SE Cupp and Rob Morrow, a conservative and a liberal, argue that standing up for human rights isn’t partisan, it’s American. President Trump should consider how his dismissal of the fate of Jamal Khashoggi will empower the forces of evil in the world.
At least for now, that punishment does not include withdrawing our official presence at Saudi Arabia’s Future Investment Initiative later this month. Secretary of the Treasury Steven Mnuchin has stated he still plans on attending.
But Trump’s latest statement is a welcome – if vague – shift in tone from earlier in the week when Trump seemed to dismiss his possible murder as not our problem . “It’s in Turkey, and it’s not a citizen, as I understand it. But a thing like that shouldn’t happen.”
The “thing” that shouldn’t happen, of course, is that a journalist was possibly the victim of an extrajudicial killing on foreign soil, at the behest of one of our allied partners, Saudi Arabia, according to US officials. The President’s words imply that somehow Khashoggi’s fate should be less horrifying because he wasn’t an American.

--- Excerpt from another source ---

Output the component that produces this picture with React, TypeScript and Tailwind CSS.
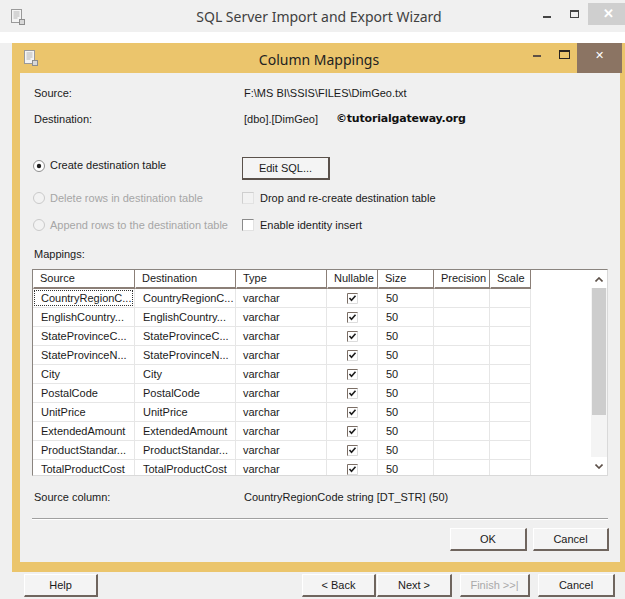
import React from 'react';

const rows: [string, string][] = [
  ['CountryRegionC...', 'CountryRegionC...'],
  ['EnglishCountry...', 'EnglishCountry...'],
  ['StateProvinceC...', 'StateProvinceC...'],
  ['StateProvinceN...', 'StateProvinceN...'],
  ['City', 'City'],
  ['PostalCode', 'PostalCode'],
  ['UnitPrice', 'UnitPrice'],
  ['ExtendedAmount', 'ExtendedAmount'],
  ['ProductStandar...', 'ProductStandar...'],
  ['TotalProductCost', 'TotalProductCost'],
];

const cols = [
  { name: 'Source', w: 'w-[102px]' },
  { name: 'Destination', w: 'w-[101px]' },
  { name: 'Type', w: 'w-[91px]' },
  { name: 'Nullable', w: 'w-[51px]' },
  { name: 'Size', w: 'w-[56px]' },
  { name: 'Precision', w: 'w-[56px]' },
  { name: 'Scale', w: 'w-[41px]' },
];

function WinIcon() {
  return (
    <svg width="16" height="16" viewBox="0 0 16 16">
      <rect x="1.5" y="0.5" width="10" height="13" fill="#f4f4f4" stroke="#9a9a9a" />
      <path d="M3.5 3h6M3.5 5h6M3.5 7h6M3.5 9h4" stroke="#b5b5b5" />
      <rect x="9" y="10" width="6" height="6" fill="#8d8d8d" />
      <rect x="10" y="11" width="4" height="4" fill="#d8d8d8" />
    </svg>
  );
}

function Radio({ checked, disabled }: { checked?: boolean; disabled?: boolean }) {
  return (
    <svg width="12" height="12" viewBox="0 0 12 12" className="shrink-0">
      <circle cx="6" cy="6" r="5.5" fill={disabled ? '#f2f2f2' : '#fff'} stroke={disabled ? '#c9c9c9' : '#8e8e8e'} />
      {checked && <circle cx="6" cy="6" r="2.2" fill="#1e1e1e" />}
    </svg>
  );
}

function Check({ disabled }: { disabled?: boolean }) {
  return (
    <div
      className={`w-[12px] h-[12px] shrink-0 border-t border-l ${
        disabled ? 'border-[#cfcfcf] bg-[#f2f2f2]' : 'border-[#8a8a8a] bg-white'
      } border-r border-b border-r-[#e2e2e2] border-b-[#e2e2e2]`}
    />
  );
}

function CellCheck() {
  return (
    <svg width="11" height="11" viewBox="0 0 11 11">
      <rect x="0" y="0" width="11" height="11" fill="#fff" />
      <path d="M0.5 11V0.5H11" fill="none" stroke="#7b6e65" />
      <path d="M10.5 0.5V10.5H0.5" fill="none" stroke="#dcdcdc" />
      <path d="M2.5 5l2 2.2 4-4.4" fill="none" stroke="#1d1d1d" strokeWidth="1.6" />
    </svg>
  );
}

function Btn({ label, w, disabled }: { label: string; w: string; disabled?: boolean }) {
  return (
    <div
      className={`${w} h-[23px] flex items-center justify-center bg-[#f4f4f4] border-t border-l border-white border-r-2 border-b-2 border-r-[#6f655e] border-b-[#6f655e] ${
        disabled ? 'text-[#a9a9a9]' : 'text-[#1a1a1a]'
      }`}
    >
      {label}
    </div>
  );
}

export default function App() {
  return (
    <div className="relative w-[625px] h-[599px] overflow-hidden bg-[#f0f0f0] font-['Liberation_Sans',Arial,sans-serif] text-[11px] text-[#1a1a1a]">
      {/* Wizard window */}
      <div className="flex flex-col h-full">
        <div className="h-[32px] flex items-center relative bg-[#f0f0f0]">
          <div className="pl-[10px] pt-[2px]">
            <WinIcon />
          </div>
          <div className="absolute left-[0px] w-[638px] text-center font-['Noto_Sans',sans-serif] text-[14px] text-[#404040]">
            SQL Server Import and Export Wizard
          </div>
          <div className="absolute left-[543px] top-[16px] w-[8px] h-[2px] bg-[#444]" />
          <div className="absolute left-[570px] top-[10px] w-[9px] h-[8px] border border-t-2 border-[#444]" />
          <div className="absolute left-[588px] top-[3px] w-[40px] h-[22px] bg-[#cfcfcf] flex items-center justify-center text-white text-[13px] font-bold">
            ✕
          </div>
        </div>
        <div className="h-[11px] bg-white" />
        <div className="flex-1" />
        <div className="h-[27px] flex items-start pt-[2px] pl-[24px] gap-[1px]">
          <Btn label="Help" w="w-[74px]" />
          <div className="w-[202px]" />
          <Btn label="< Back" w="w-[74px]" />
          <Btn label="Next >" w="w-[75px]" />
          <div className="w-[6px]" />
          <Btn label="Finish >>|" w="w-[70px]" disabled />
          <div className="w-[6px]" />
          <Btn label="Cancel" w="w-[77px]" />
        </div>
      </div>

      {/* Column Mappings dialog */}
      <div className="absolute left-[12px] top-[43px] w-[616px] h-[529px] bg-[#ebc56c] flex flex-col">
        <div className="h-[30px] relative flex items-start">
          <div className="pl-[11px] pt-[7px]">
            <WinIcon />
          </div>
          <div className="absolute left-0 w-[614px] top-[6px] text-center font-['Noto_Sans',sans-serif] text-[14px] text-[#222]">
            Column Mappings
          </div>
          <div className="absolute left-[521px] top-[12px] w-[8px] h-[2px] bg-[#5e5045]" />
          <div className="absolute left-[547px] top-[7px] w-[11px] h-[9px] border border-t-2 border-[#2a241f]" />
          <div className="absolute left-[565px] top-0 w-[45px] h-[30px] bg-[#8b7463] flex justify-center pt-[4px] text-white text-[11px]">
            ✕
          </div>
        </div>
        <div className="flex-1 ml-[8px] mr-[8px] mb-[10px] bg-[#f0f0f0] flex flex-col pl-[12px] pr-[10px]">
          <div className="pt-[7px] pl-[2px]">
            <div className="h-[26px] flex items-center">
              <div className="w-[210px]">Source:</div>
              <div>F:\MS BI\SSIS\FILES\DimGeo.txt</div>
            </div>
            <div className="h-[26px] flex items-center">
              <div className="w-[210px]">Destination:</div>
              <div className="w-[92px]">[dbo].[DimGeo]</div>
              <div className="font-['DejaVu_Sans',sans-serif] font-bold text-[11px] text-[#111] tracking-[-0.2px]">
                ©tutorialgateway.org
              </div>
            </div>
          </div>

          <div className="mt-[25px] pl-[1px]">
            <div className="h-[23px] flex">
              <div className="w-[209px] flex items-center gap-[5px] self-start pt-[2px] h-[13px] box-content">
                <Radio checked />
                <span>Create destination table</span>
              </div>
              <div className="w-[88px] h-[23px] flex items-center justify-center bg-[#f4f4f4] border border-[#5a514b] border-r-2 border-b-2">
                Edit SQL...
              </div>
            </div>
            <div className="mt-[11px] h-[14px] flex items-center">
              <div className="w-[209px] flex items-center gap-[5px] text-[#a6a6a6]">
                <Radio disabled />
                <span>Delete rows in destination table</span>
              </div>
              <div className="flex items-center gap-[6px]">
                <Check disabled />
                <span>Drop and re-create destination table</span>
              </div>
            </div>
            <div className="mt-[13px] h-[14px] flex items-center">
              <div className="w-[209px] flex items-center gap-[5px] text-[#a6a6a6]">
                <Radio disabled />
                <span>Append rows to the destination table</span>
              </div>
              <div className="flex items-center gap-[6px]">
                <Check />
                <span>Enable identity insert</span>
              </div>
            </div>
          </div>

          <div className="mt-[15px] h-[14px] flex items-center pl-[2px]">Mappings:</div>

          {/* Grid */}
          <div className="mt-[8px] h-[207px] w-[576px] border border-[#8a847f] border-r-[#d9d9d9] border-b-[#d9d9d9] bg-white flex overflow-hidden">
            <div className="w-[498px] flex flex-col">
              <div className="h-[19px] flex shrink-0">
                {cols.map((c) => (
                  <div
                    key={c.name}
                    className={`${c.w} h-[19px] pl-[6px] flex items-center border-l border-l-white border-r border-r-[#8b7f77] border-b-2 border-b-[#8b7f77] bg-white`}
                  >
                    {c.name}
                  </div>
                ))}
              </div>
              {rows.map(([src, dst], i) => (
                <div key={i} className="h-[19px] flex shrink-0">
                  <div className="w-[102px] h-[19px] p-[1px] border-r border-b border-[#e6e6e6]">
                    <div
                      className={`h-full flex items-center pl-[7px] ${
                        i === 0 ? 'outline outline-1 outline-dotted outline-[#333] -outline-offset-1' : ''
                      }`}
                    >
                      {src}
                    </div>
                  </div>
                  <div className="w-[101px] h-[19px] pl-[8px] flex items-center border-r border-b border-[#e6e6e6]">{dst}</div>
                  <div className="w-[91px] h-[19px] pl-[7px] flex items-center border-r border-b border-[#e6e6e6]">varchar</div>
                  <div className="w-[51px] h-[19px] flex items-center justify-center border-r border-b border-[#e6e6e6]">
                    <CellCheck />
                  </div>
                  <div className="w-[56px] h-[19px] pl-[8px] flex items-center border-r border-b border-[#e6e6e6]">50</div>
                  <div className="w-[56px] h-[19px] border-r border-b border-[#e6e6e6]" />
                  <div className="w-[41px] h-[19px] border-r border-b border-[#e6e6e6]" />
                </div>
              ))}
            </div>
            <div className="w-[60px]" />
            {/* Scrollbar */}
            <div className="w-[16px] flex flex-col bg-[#f4f4f4]">
              <div className="h-[18px] bg-white flex items-center justify-center">
                <svg width="8" height="5" viewBox="0 0 8 5">
                  <path d="M0.5 4.5L4 1l3.5 3.5" fill="none" stroke="#5c5048" strokeWidth="1.6" />
                </svg>
              </div>
              <div className="h-[127px] bg-[#cdcdcd] mx-[1px]" />
              <div className="flex-1" />
              <div className="h-[18px] bg-white flex items-center justify-center">
                <svg width="8" height="5" viewBox="0 0 8 5">
                  <path d="M0.5 0.5L4 4l3.5-3.5" fill="none" stroke="#5c5048" strokeWidth="1.6" />
                </svg>
              </div>
            </div>
          </div>

          <div className="mt-[14px] h-[14px] flex items-center pl-[2px]">
            <div className="w-[210px]">Source column:</div>
            <div>CountryRegionCode string [DT_STR] (50)</div>
          </div>

          <div className="mt-[14px] h-[2px] w-[576px] border-t border-t-[#a0a0a0] border-b border-b-white" />

          <div className="mt-[8px] flex justify-end gap-[6px] pr-[1px]">
            <Btn label="OK" w="w-[77px]" />
            <Btn label="Cancel" w="w-[76px]" />
          </div>
        </div>
      </div>
    </div>
  );
}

It’s admittedly naive not to acknowledge Saudi Arabia’s important role in fighting terrorism in the Middle East and providing stopgap protection against Iranian threats. But that this President seems to believe Khashoggi’s citizenship somehow diminishes our responsibility to strongly rebuke the kingdom is deeply disturbing.
Worse, the President’s cold calculation of the cost of action — “I don’t like the concept of stopping an investment of $110 billion into the United States,” he said of our arms trade with Saudi Arabia (which thus far has only earned $14.5 billion) — effectively puts a bounty on dissidents’ heads. For $110 billion in weapons, or far less, you can allegedly kill a dissident journalist without so much as a whiff of indignation from the US President. The quantifying of Khashoggi’s life is despicable.
It’s also signaling to the rest of the world that the United States will no longer lead when it comes to denouncing human rights violations, or holding the violators accountable, so long as the political or economic calculus favors silence or inaction. But being a shining beacon of democracy for the rest of the world should not only be the privilege but the obligation of our lifetimes.
From a genocide in Syria that’s claimed the lives of half a million people, to a staggering refugee crisis in Myanmar and protests and violence in Venezuela, there is a contagion of humanitarian crises sweeping the globe while the United States has receded into the background.
The ripple effect is that other countries feel emboldened to act out. Whether that’s in the case of Russia, which is widely believed to have extrajudicially murdered ex-spies; or in China, which abducts its own citizens — most recently an actress and an Interpol chief — before charging them with crimes after the fact; or in Egypt, where officials were accused of torturing, mutilating and murdering an Italian postgraduate student and dumping his body outside Cairo, to few if any repercussions.
How can we credibly profess our outrage at Russia, China, Egypt or anyone else when, just one year after the death of American college student Otto Warmbier after being imprisoned by the North Korean government, President Trump welcomed Kim Jong Un with open arms — and a commemorative coin — to a show summit in Singapore, where he heaped upon Kim the kind of lavish praise usually denied dictators who starve their own people?
Instead, brutal dictators, despots and war criminals are granted an open ear and open mind from President Trump. He extolls despots and dismisses our democratic allies as weak or unimportant.
This perverse affinity for strongmen limits America’s potential as well as democracy’s potential around the world. A strongman rules by fear — inherently viewing citizens as weak and governments as powerful. Democracy should be the opposite.
When America pays lip service but little more to horrors like the disappearance of Jamal Khashoggi, instead proclaiming convenient but arbitrary loopholes in our moral obligations, we just give the world’s worst bullies more ammunition and power.
There are no loopholes when it comes to basic human rights.
Every American, no matter his or her politics or point of view, knows our unique existential gift — we are our aspirations. So, with the world watching, the question is, to what do we aspire?